Let us all make the most of these convergences.


May 26, 2011

Black Belt

A couple of weeks ago, I sat as a spectator at the MIT Sport Taekwondo Club's first dan black belt test.  This was the second black belt test I've watched, the first being the December 2010 CW black belt test.  The first dan black belt test is among the most intense things I've witnessed (at least among the things that I could eventually see myself doing).  The candidates are truly worked.  The point is to push them to their limits, and then push them a little farther--sometimes much farther.  They are directed to do form after form, drill after drill, set after set of pushups. Everything must be precise and crisp and strong.  

And then comes the sparring.  

The first time I witnessed this, I couldn't believe it.  When comes time for sparring, a large gang of already-initiated black belts of various degrees throw on their gear and line up, awaiting their turn against a candidate.  Sparring, though generally short in duration, is a very exhausting activity.  A sparring round runs from 1 to 3 minutes and a match consists of 2 or 3 rounds, with some brief amount of time for rest between rounds.  At a first dan black belt test, each candidate spars something like six rounds against their senior classmates and instructors, with their only breaks being the 10-or-so seconds it takes for a new opponent to shuffle in.  By the time sparring starts, they are already gasping for breath.  Their opponents are always fresh, while they are on the brink of collapse.  Yet, they go on kicking.  At the CW test in December, a candidate temporarily dislocated his shoulder, and another candidate caught a back kick to the chest and was completely floored.  The shoulder popped back in; the guy on the floor picked himself up; they kept kicking.  Watching the sparring portion of the test, you can see it so clearly in each candidate: they really want this.

After sparring, they're coming down the home stretch.  Before they are asked to throw whatever crazy kick it is they are asked to throw at a wooden board, each candidate takes his or her turn in the center of the mat.  They are asked to give a speech, to tell everyone what this black belt means to them, and more importantly, what taekwondo means to them.  At the MIT test, my friend talked about how tkd went from something he just thought he'd try, to becoming something he wanted to get really good at, to becoming his passion.  At CW in December, things got emotional. They came to taekwondo from different places, from different stages of life, but they all converged that day.  Their love for taekwondo, and for the CW community, was shared.  As they each took their turn standing against that post in the middle of our dojang, facing the audience, expressing this love, shedding tears, I was so struck by the passion and love in that room.  And, of course, being a sympathetic crier, I shed tears of my own for the first time in that room.

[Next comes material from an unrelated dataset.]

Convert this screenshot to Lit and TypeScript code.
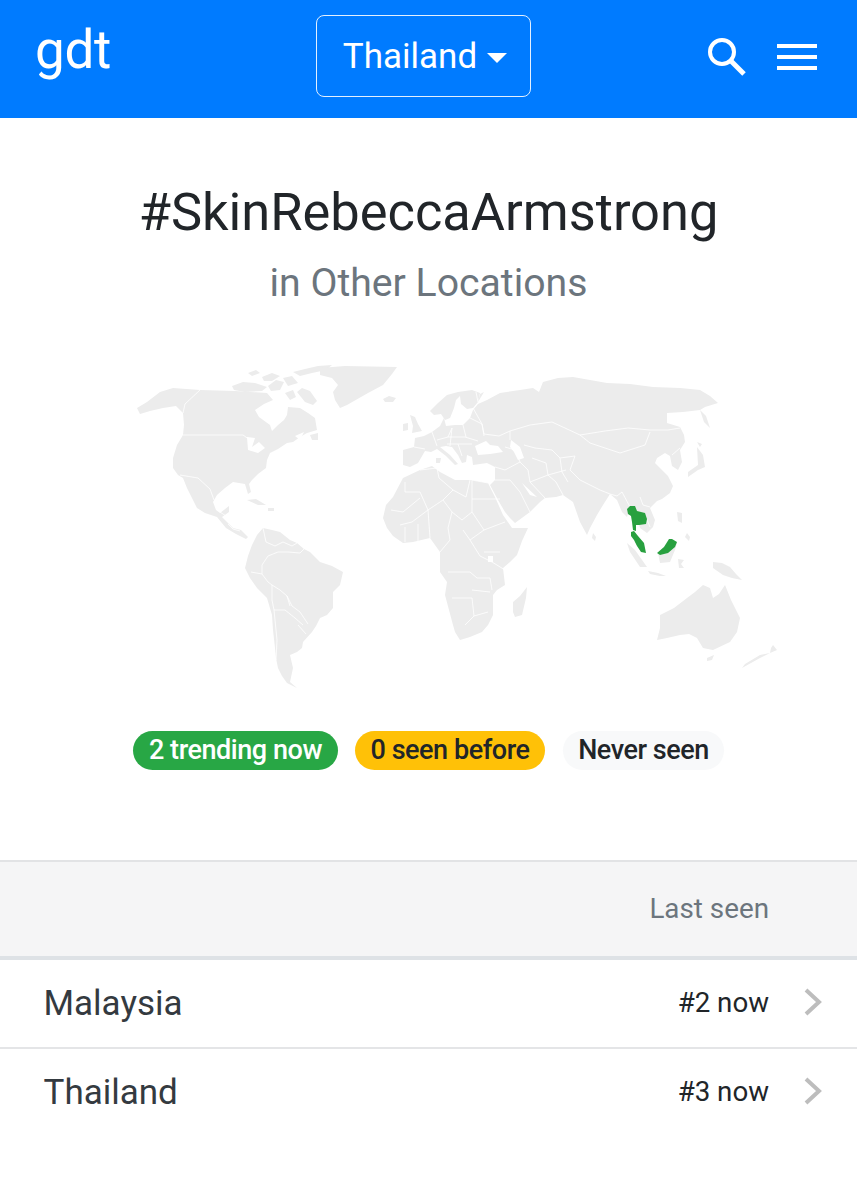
import { LitElement, html, css, svg } from "lit";
import { customElement } from "lit/decorators.js";

const LAND: string[] = [
  // North America
  "137,408 147,402 160,392 173,388 200,390 235,391 267,393 273,400 264,404 255,410 259,417 270,425 272,431 278,425 284,420 287,415 288,407 300,408 308,413 315,418 317,430 307,433 300,437 293,442 287,443 278,449 270,453 267,460 266,468 258,474 252,480 249,484 251,492 248,494 245,484 233,482 225,488 217,495 213,502 216,510 220,513 229,506 229,512 222,517 229,524 233,528 241,530 248,537 246,539 236,534 226,528 217,517 205,513 197,508 192,498 187,488 183,478 178,475 173,468 173,458 177,445 183,435 184,425 183,413 176,406 163,408 150,411 140,414",
  // Arctic islands
  "232,386 243,382 255,383 267,387 262,391 245,392 234,390",
  "268,386 276,380 284,382 280,390 271,391",
  "297,392 302,388 310,391 317,401 313,405 305,402",
  "285,393 293,390 296,397 290,400",
  "262,377 272,373 280,376 272,381 264,381",
  "283,378 292,376 298,383 288,386",
  "293,372 305,369 318,366 332,365 326,370 312,373 300,376",
  "248,373 256,370 260,373 252,376",
  // Greenland
  "320,368 345,366 397,367 392,374 383,385 368,393 347,405 340,408 335,400 333,392 338,385 332,378 320,375",
  // Newfoundland and Caribbean
  "310,435 318,433 318,440 312,440",
  "247,500 256,499 266,505 258,505",
  "268,508 274,508 274,511 268,511",
  // South America
  "252,545 257,535 263,528 272,530 280,532 290,540 297,543 304,549 310,552 320,562 332,566 343,572 340,585 333,592 333,608 327,615 320,618 316,626 312,632 303,642 302,648 297,652 290,655 293,668 290,682 297,688 287,683 282,676 278,668 276,658 275,648 273,630 272,615 267,598 257,588 250,578 245,568 248,556",
  // Africa
  "383,518 386,505 393,497 403,478 420,470 432,466 440,472 455,480 472,480 488,483 495,497 503,515 512,528 528,528 522,541 517,555 510,562 503,568 505,585 497,590 493,595 493,615 488,625 482,632 470,637 460,640 455,632 453,625 449,610 445,595 447,582 440,572 440,552 430,538 413,542 403,543 393,536 387,528",
  // Europe & Asia
  "403,450 414,447 415,438 424,436 432,432 440,426 444,418 446,426 455,425 463,425 470,418 473,410 478,404 487,400 500,393 520,390 533,388 539,392 543,382 558,378 573,377 590,380 607,383 630,384 653,387 680,388 700,390 710,396 718,403 705,407 700,410 683,412 667,413 667,423 680,427 684,435 685,442 680,450 682,462 678,470 672,466 670,456 665,453 657,458 655,463 662,470 668,476 673,486 670,493 662,499 657,501 650,508 655,520 653,527 647,533 640,528 636,514 630,507 627,517 622,512 617,500 610,494 603,505 597,515 590,528 587,535 580,522 573,502 563,495 556,497 545,498 540,502 530,512 515,523 510,518 505,512 498,500 490,485 495,480 495,467 487,463 473,465 472,457 467,455 466,462 462,463 458,455 452,447 446,446 440,447 450,455 458,464 455,465 446,456 437,449 431,452 425,451 418,463 410,467 403,465",
  // Scandinavia
  "430,411 438,403 447,395 458,392 465,391 472,390 480,393 478,402 473,408 467,409 461,404 460,396 456,400 454,408 450,418 445,420 441,414 434,415",
  // Islands of the northern Atlantic and Europe
  "410,415 415,417 418,424 422,431 412,433 413,426",
  "403,424 408,423 408,430 403,431",
  "383,399 389,396 396,398 393,402 385,402",
  "436,458 441,458 440,463 436,463",
  "478,402 480,394 484,392",
  // Madagascar
  "527,587 526,598 522,615 515,617 513,612 513,602 520,596",
  // Australia
  "660,615 674,608 687,598 695,592 703,585 710,588 713,598 719,594 725,585 731,600 740,618 737,632 730,642 713,650 703,648 697,638 689,634 680,635 667,638 657,640 660,628",
  "773,645 777,650 770,653 771,648",
  "770,653 760,658 742,668 745,664 760,655",
  "707,658 714,655 712,660 707,661",
  // Japan
  "697,447 703,455 705,467 698,470 688,477 688,472 698,465",
  "697,442 702,444 700,447",
  "700,410 706,416 710,428 704,422",
  // South-east Asia
  "658,553 670,541 677,543 675,550 670,562 660,563",
  "627,543 635,550 647,567 640,567 630,552",
  "648,571 658,573 666,576 660,576 650,574",
  "678,559 684,560 681,564 684,568 679,568",
  "677,512 682,513 682,523 678,521",
  "687,533 690,537 689,541 685,537",
  "713,562 722,563 730,567 736,574 742,580 732,578 723,575 713,568",
  "593,533 596,537 595,541 592,538",
];

const WATER: string[] = [
  "475,446 486,441 490,445 498,446 503,452 490,454 478,455",
  "511,440 520,447 524,458 518,460 514,452 510,447",
  "522,483 537,497 530,495",
  "247,437 255,438 252,447 259,442 265,448 258,453 248,450",
  "295,436 304,432 300,440",
  "488,556 493,556 493,562 488,562",
];

const BORDERS: string[] = [
  "200,390 185,404 183,413",
  "183,435 243,435 250,440",
  "180,475 198,478 210,489 214,500",
  "220,512 226,516",
  "228,524 233,529 240,531",
  // South America
  "263,528 266,542 275,546 283,542 292,546 297,543",
  "304,549 300,553 288,552 278,552 268,556 262,565 262,574 251,572",
  "262,574 268,582 272,585 280,590 287,596 292,606 300,612 308,624",
  "272,585 272,600 274,610 275,620 277,640 276,660",
  "274,610 285,610 295,618 303,625",
  "287,596 290,606",
  "298,625 306,634",
  // Africa
  "420,470 437,468 439,478 453,490 466,497 470,480",
  "405,482 405,492 420,492 428,510 443,500 453,490",
  "488,483 472,480 472,499 500,499",
  "391,510 403,512 420,498",
  "400,525 412,522 428,510 430,538",
  "405,527 405,542",
  "418,524 418,541",
  "443,500 452,512 448,528 450,540 440,552",
  "472,499 472,512 462,520 452,512",
  "472,512 484,530 505,522",
  "484,530 470,540 463,530",
  "470,540 480,556 492,562 505,570",
  "448,572 470,572 477,578 490,578 492,590",
  "452,598 472,598 474,616 465,625",
  "472,590 490,592",
  "474,616 488,612",
  "484,552 500,552",
  // Middle East
  "495,467 505,470 520,462 528,470 530,482 545,498",
  "495,480 510,480 520,492 530,512",
  "520,462 515,450 505,447",
  "530,482 548,475 556,482 563,495",
  "548,475 546,463 532,458",
  // Europe
  "414,447 425,449",
  "432,432 437,446",
  "437,440 448,437 452,428",
  "452,428 450,446",
  "448,437 465,437 478,441",
  "463,425 466,437",
  "470,418 482,424 484,436",
  "447,444 472,444",
  "458,444 462,456",
  "478,402 476,392",
  // Russia / Central Asia
  "473,408 482,424 484,434 499,436 510,431 530,425 552,422 580,435 605,431 628,428 650,430 668,430 680,428",
  "510,431 510,440",
  "524,445 535,448 552,450 560,458 575,456",
  "580,435 590,443 620,453 645,445 650,432",
  "575,456 570,470 580,480 600,490 610,494",
  "560,458 562,472 568,482",
  "548,475 566,470",
  "610,494 617,496 622,492 630,507",
  "640,497 643,505 650,507",
  "636,514 645,515 650,527",
  "672,455 680,448",
];

const GREEN: string[] = [
  "627,509 630,506 635,506 637,511 645,513 647,519 646,524 639,525 636,525 636,531 633,530 632,522 631,516 628,514",
  "631,532 634,531 638,536 644,543 646,553 641,552 637,546 634,540 631,536",
  "657,553 664,547 669,539 672,539 677,542 675,547 668,553 660,555",
];

const poly = (p: string) => svg`<polygon points=${p}></polygon>`;
const line = (p: string) => svg`<polyline points=${p}></polyline>`;

@customElement("app-root")
export class AppRoot extends LitElement {
  static styles = css`
    :host { display: block; width: 857px; height: 1200px; background: #fff; font-family: Roboto, "Liberation Sans", sans-serif; overflow: hidden; }
    header { height: 118px; background: #007bff; color: #fff; display: grid; grid-template-columns: 281px 215px 1fr; align-items: start; padding: 0 40px 0 35px; box-sizing: border-box; }
    .brand { font-size: 53px; line-height: 57px; padding-top: 22px; font-weight: 400; letter-spacing: -0.3px; }
    .picker { margin-top: 15px; width: 215px; height: 82px; box-sizing: border-box; border: 1.5px solid #e3f0ff; border-radius: 8px; display: flex; align-items: center; justify-content: center; gap: 10px; font-size: 35px; padding-left: 3px; }
    .caret { width: 0; height: 0; border-left: 10px solid transparent; border-right: 10px solid transparent; border-top: 10px solid #fff; margin-top: 4px; }
    .tools { display: flex; justify-content: flex-end; align-items: center; gap: 31px; padding-top: 37px; }
    .tools svg { display: block; }
    .title { margin: 0; padding-top: 60px; text-align: center; font-size: 52.4px; line-height: 68px; font-weight: 400; color: #212529; }
    .sub { margin: 0; padding-top: 14px; text-align: center; font-size: 39.2px; line-height: 46px; font-weight: 400; color: #6c757d; }
    .map { display: block; width: 857px; height: 345px; margin-top: 49px; filter: blur(0.4px); }
    .land { fill: #ececec; stroke: none; }
    .water { fill: #fff; stroke: none; }
    .borders { fill: none; stroke: #fff; stroke-width: 0.8; stroke-linejoin: round; }
    .hit { fill: #28a03f; stroke: none; }
    .pills { display: flex; justify-content: flex-start; gap: 17px; padding: 31px 0 0 133px; }
    .pill { height: 39px; padding-bottom: 2px; border-radius: 20px; box-sizing: border-box; display: flex; align-items: center; justify-content: center; font-size: 27px; font-weight: 500; letter-spacing: -0.45px; }
    .p1 { width: 205px; background: #28a745; color: #fff; }
    .p2 { width: 190px; background: #ffc107; color: #212529; }
    .p3 { width: 161px; margin-left: 1px; background: #f8f9fa; color: #212529; }
    .thead { margin-top: 90px; height: 100px; box-sizing: border-box; background: #f5f5f6; border-top: 2px solid #e2e3e5; border-bottom: 4px solid #dee2e6; display: flex; justify-content: flex-end; align-items: center; padding: 0 88px 2px 0; font-size: 27.8px; color: #6c757d; }
    .row { height: 89px; box-sizing: border-box; display: flex; align-items: center; padding: 0 35px 0 43.5px; border-bottom: 2px solid #e4e5e7; }
    .row.last { height: 87px; border-bottom: 0; }
    .name { flex: 1; font-size: 35px; color: #343a40; }
    .rank { font-size: 27.7px; color: #212529; margin: 0 35px 2px 0; }
    .chev { display: block; margin-bottom: 4px; }
  `;

  private chevron() {
    return html`<svg class="chev" width="18" height="28" viewBox="0 0 18 28" fill="none" stroke="#bdbdbd" stroke-width="4"><path d="M2 2 L15 14 L2 26"></path></svg>`;
  }

  render() {
    return html`
      <header>
        <div class="brand">gdt</div>
        <div class="picker"><span>Thailand</span><span class="caret"></span></div>
        <div class="tools">
          <svg width="39" height="39" viewBox="0 0 39 39" fill="none" stroke="#fff"><circle cx="15" cy="15" r="12" stroke-width="4"></circle><path d="M23.5 23.5 L37 37" stroke-width="5"></path></svg>
          <svg width="40" height="26" viewBox="0 0 40 26" fill="#fff"><rect x="0" y="0" width="40" height="4"></rect><rect x="0" y="11" width="40" height="4"></rect><rect x="0" y="22" width="40" height="4"></rect></svg>
        </div>
      </header>
      <h1 class="title">#SkinRebeccaArmstrong</h1>
      <h2 class="sub">in Other Locations</h2>
      <svg class="map" viewBox="0 355 857 345" aria-label="World map">
        <g class="land">${LAND.map(poly)}</g>
        <g class="water">${WATER.map(poly)}</g>
        <g class="borders">${BORDERS.map(line)}</g>
        <g class="hit">${GREEN.map(poly)}</g>
      </svg>
      <div class="pills">
        <span class="pill p1">2 trending now</span>
        <span class="pill p2">0 seen before</span>
        <span class="pill p3">Never seen</span>
      </div>
      <div class="thead">Last seen</div>
      <div class="row"><span class="name">Malaysia</span><span class="rank">#2 now</span>${this.chevron()}</div>
      <div class="row last"><span class="name">Thailand</span><span class="rank">#3 now</span>${this.chevron()}</div>
    `;
  }
}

In a couple years' time, I will be asked to stand in the middle of our dojang, exhausted and spent, and to explain what taekwondo means to me.  It will take me that long to piece together the feelings, and then the words.  What taekwondo means to me will continually evolve, I'm sure.  It has already gone from something I just thought I'd try out, to becoming something I wanted to get really good at, to becoming my passion.  I found it at the perfect time in my life, and it provided me with all the things that I needed.  It provided me with routine and stability and a healthy outlet to relieve my stresses.  It gave me a supportive community filled with people to love and people who love me. It helped bring me perspective, and inspire difficult but great life changes.  It gave me the courage to fight for my happiness in the present and the future.  What taekwondo means to me ... it means so much.  And this is just the beginning.


May 13, 2011, 1:00 a.m.

And Then There Was Taekwondo.

At work, I am trying to finish up a project that I should have finished up a month ago.  I went into the office today determined to be uber productive, to stay late if I had to, and to get this memo done right quick.  But my brain just refused to stick on the interaction between state and federal procedural requirements in remedial action.  Sure, it is definitely not the most interesting assignment I've had, and the general dryness of this project is a big reason why it is taking me so long to knock it off my list.  But today, my focus was giving way to a more specific impediment.  Today, when my eyes glazed over, what I was imagining in front of me in place of the legalese-laden computer screen was the helmeted head of a blurry-faced sparring partner ... and my foot coming down on his face.

And now, well past my bedtime, I am in front of a computer screen again, this time reflecting on my first in-class tournament at CW Taekwondo at Boston, all while icing my battle wounds.  Though I did not get to kick anyone in the face (they wouldn't let us!), it was a very good night.  But then again, tonight was not much out of the ordinary since I found taekwondo.  Not many people can say that they have a place where they can go filled with people they completely enjoy, where they can kick the crap out of their best friends, and then go out afterward for drinks and laughs.  This place exists for me.  It gives me something to look forward to every day.  And for that, I am indescribably grateful.

I have so much more to say about taekwondo and the role it has played in my life these past few months.  But as I said, it's well past my bedtime.

May 8, 2011

And, We're Back.

Thinking a lot about how to restart this, after a nearly two-year hiatus.  Practically speaking, given the sparseness and brevity of the more recent archived pages, it has been well over three years.  Revisiting my old entries, I am reminded of the experiences I've had in my early adulthood, the way these experiences made me feel, the people I've met, the way these people made me feel.  Recorded in these pages are some of the highest highs and lowest lows of my post-college life.  And now, I've let years go by unrecorded; this unentered time was a period of important growth.  Missing are the ups and downs of a world-class educational experience; the many adventures that were had in New York City; the rollercoaster of job hunting in a weakened economy; the start of my career in environmental law; my move to Boston; and the beginning, middle, and end of my most significant relationship to date.

And now I am having new and wonderful experiences in this new stage of my life.  I have come to a decision: I cannot let these times go unrecorded.  And so, here I am, back.